(Task to complete) Please report every line from the material that contains the word "styles".

[Collection entries]
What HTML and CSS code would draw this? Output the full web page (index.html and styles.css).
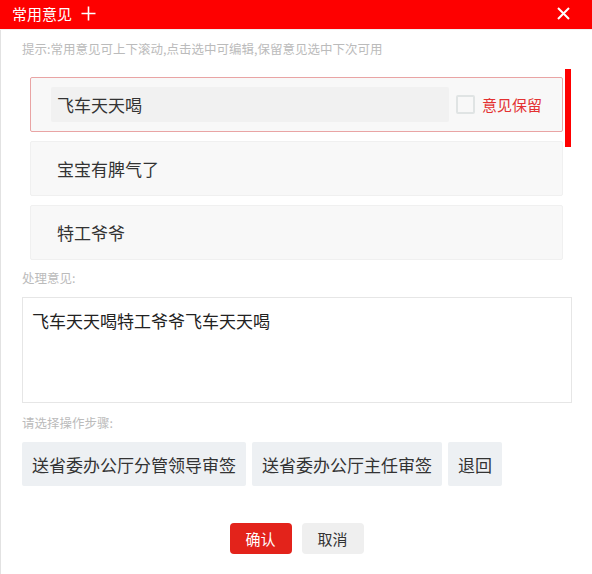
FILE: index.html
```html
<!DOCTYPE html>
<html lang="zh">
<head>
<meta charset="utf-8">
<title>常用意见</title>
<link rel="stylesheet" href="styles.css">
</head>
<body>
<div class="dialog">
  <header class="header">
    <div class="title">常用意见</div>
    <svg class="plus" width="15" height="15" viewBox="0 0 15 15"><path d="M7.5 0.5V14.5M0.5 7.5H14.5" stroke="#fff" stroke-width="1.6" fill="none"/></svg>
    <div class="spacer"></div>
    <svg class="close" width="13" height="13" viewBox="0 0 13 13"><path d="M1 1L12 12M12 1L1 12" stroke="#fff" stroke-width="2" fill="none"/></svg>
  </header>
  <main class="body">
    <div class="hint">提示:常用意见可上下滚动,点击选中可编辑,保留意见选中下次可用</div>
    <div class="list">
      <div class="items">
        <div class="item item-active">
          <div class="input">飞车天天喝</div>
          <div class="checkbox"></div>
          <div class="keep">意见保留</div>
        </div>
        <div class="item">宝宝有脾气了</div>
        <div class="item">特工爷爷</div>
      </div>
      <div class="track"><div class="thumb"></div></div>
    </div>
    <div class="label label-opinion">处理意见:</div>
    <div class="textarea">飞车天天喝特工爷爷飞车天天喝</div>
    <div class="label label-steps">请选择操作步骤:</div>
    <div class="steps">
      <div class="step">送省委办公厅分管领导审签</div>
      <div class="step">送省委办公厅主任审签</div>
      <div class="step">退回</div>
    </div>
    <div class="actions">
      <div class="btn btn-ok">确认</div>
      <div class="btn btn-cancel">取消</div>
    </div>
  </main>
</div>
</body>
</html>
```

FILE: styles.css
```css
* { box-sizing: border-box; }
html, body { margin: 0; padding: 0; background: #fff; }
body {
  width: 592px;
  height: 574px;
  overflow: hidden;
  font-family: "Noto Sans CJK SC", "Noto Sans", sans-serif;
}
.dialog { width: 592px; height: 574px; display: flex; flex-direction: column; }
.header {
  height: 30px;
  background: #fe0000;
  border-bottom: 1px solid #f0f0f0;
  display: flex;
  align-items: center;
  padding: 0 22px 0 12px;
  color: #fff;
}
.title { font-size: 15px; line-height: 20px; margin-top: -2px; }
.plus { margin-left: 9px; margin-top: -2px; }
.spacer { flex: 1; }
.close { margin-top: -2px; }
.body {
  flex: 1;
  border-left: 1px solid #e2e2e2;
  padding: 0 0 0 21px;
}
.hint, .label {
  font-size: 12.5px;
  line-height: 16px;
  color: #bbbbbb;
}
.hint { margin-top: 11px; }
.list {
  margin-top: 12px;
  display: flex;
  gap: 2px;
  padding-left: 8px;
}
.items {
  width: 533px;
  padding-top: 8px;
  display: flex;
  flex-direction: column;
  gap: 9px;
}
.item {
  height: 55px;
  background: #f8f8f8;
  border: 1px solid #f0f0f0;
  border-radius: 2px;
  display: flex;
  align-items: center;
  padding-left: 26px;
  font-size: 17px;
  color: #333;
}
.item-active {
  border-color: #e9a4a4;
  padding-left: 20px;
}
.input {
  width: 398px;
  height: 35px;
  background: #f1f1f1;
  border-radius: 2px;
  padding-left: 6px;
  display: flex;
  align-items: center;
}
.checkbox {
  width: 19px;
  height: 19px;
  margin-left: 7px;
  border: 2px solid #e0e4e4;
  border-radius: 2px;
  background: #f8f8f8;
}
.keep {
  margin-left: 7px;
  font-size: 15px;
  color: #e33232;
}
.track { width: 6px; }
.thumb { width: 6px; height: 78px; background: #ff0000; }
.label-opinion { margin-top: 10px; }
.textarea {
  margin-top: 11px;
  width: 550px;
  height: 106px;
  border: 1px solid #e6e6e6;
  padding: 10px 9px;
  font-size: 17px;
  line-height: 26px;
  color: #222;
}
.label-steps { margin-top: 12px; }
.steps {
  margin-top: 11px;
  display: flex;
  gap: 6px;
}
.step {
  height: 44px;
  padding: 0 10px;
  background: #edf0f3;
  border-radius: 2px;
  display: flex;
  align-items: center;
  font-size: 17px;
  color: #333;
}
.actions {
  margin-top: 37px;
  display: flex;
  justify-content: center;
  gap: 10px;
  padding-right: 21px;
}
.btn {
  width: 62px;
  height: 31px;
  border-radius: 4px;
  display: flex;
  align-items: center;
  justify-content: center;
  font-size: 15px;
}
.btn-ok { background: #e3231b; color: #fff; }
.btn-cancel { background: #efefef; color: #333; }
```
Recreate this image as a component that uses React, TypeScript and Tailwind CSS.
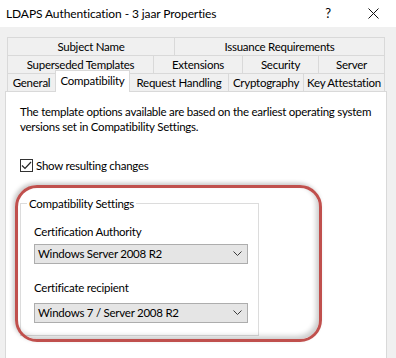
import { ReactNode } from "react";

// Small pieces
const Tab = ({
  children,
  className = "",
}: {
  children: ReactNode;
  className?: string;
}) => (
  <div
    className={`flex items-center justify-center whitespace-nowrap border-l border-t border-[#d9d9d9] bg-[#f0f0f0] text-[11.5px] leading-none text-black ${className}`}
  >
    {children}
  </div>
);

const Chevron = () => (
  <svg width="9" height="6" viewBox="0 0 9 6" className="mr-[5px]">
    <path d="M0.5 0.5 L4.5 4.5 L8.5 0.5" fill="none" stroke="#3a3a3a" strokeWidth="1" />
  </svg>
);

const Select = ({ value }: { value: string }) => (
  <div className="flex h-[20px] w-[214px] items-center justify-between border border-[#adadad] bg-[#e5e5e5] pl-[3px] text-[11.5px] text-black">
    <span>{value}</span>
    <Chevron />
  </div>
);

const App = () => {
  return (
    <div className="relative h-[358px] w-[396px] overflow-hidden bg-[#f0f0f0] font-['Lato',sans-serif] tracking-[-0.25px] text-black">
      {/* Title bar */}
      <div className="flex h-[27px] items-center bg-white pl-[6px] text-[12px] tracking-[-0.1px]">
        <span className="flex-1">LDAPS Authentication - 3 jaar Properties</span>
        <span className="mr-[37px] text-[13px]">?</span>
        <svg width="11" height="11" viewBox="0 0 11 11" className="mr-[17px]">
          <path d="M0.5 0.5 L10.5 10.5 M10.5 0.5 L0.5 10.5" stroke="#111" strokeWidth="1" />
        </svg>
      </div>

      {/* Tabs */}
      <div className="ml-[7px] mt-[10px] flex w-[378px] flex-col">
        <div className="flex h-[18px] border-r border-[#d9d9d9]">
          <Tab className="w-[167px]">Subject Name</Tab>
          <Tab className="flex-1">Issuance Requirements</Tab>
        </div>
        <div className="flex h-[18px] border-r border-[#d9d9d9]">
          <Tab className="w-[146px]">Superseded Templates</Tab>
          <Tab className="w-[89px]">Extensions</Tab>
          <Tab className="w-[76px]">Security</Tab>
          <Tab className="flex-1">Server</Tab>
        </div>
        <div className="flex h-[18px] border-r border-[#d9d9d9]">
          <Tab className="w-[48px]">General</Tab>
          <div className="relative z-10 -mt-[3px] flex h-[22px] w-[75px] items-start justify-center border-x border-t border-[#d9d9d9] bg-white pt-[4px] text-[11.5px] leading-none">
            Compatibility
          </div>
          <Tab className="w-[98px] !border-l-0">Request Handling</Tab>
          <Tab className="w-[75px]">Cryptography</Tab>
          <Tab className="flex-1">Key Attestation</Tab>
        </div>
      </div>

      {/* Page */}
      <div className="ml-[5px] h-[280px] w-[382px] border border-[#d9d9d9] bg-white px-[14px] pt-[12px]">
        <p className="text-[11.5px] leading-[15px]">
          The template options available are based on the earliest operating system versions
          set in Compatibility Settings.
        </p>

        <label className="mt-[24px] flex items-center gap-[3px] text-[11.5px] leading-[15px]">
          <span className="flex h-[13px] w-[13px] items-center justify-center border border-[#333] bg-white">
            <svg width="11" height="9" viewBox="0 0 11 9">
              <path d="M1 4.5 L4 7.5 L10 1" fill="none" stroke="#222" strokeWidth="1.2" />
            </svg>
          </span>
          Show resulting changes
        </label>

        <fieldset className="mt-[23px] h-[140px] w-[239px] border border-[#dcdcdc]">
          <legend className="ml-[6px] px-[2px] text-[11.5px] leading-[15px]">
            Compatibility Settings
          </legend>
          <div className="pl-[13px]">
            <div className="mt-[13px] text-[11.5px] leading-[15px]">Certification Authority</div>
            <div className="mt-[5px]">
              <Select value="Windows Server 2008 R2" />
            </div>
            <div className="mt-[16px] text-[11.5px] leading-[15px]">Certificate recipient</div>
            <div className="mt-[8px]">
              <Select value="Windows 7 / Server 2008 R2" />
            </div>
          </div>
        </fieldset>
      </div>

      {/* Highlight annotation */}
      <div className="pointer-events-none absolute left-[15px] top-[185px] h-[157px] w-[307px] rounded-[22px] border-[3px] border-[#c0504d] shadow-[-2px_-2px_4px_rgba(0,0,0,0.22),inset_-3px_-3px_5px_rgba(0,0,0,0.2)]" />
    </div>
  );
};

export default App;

(Exercise result)
What HTML and CSS code would draw this? Output the full web page (index.html and styles.css).
<link rel="stylesheet" href="styles.css">
FILE: styles.css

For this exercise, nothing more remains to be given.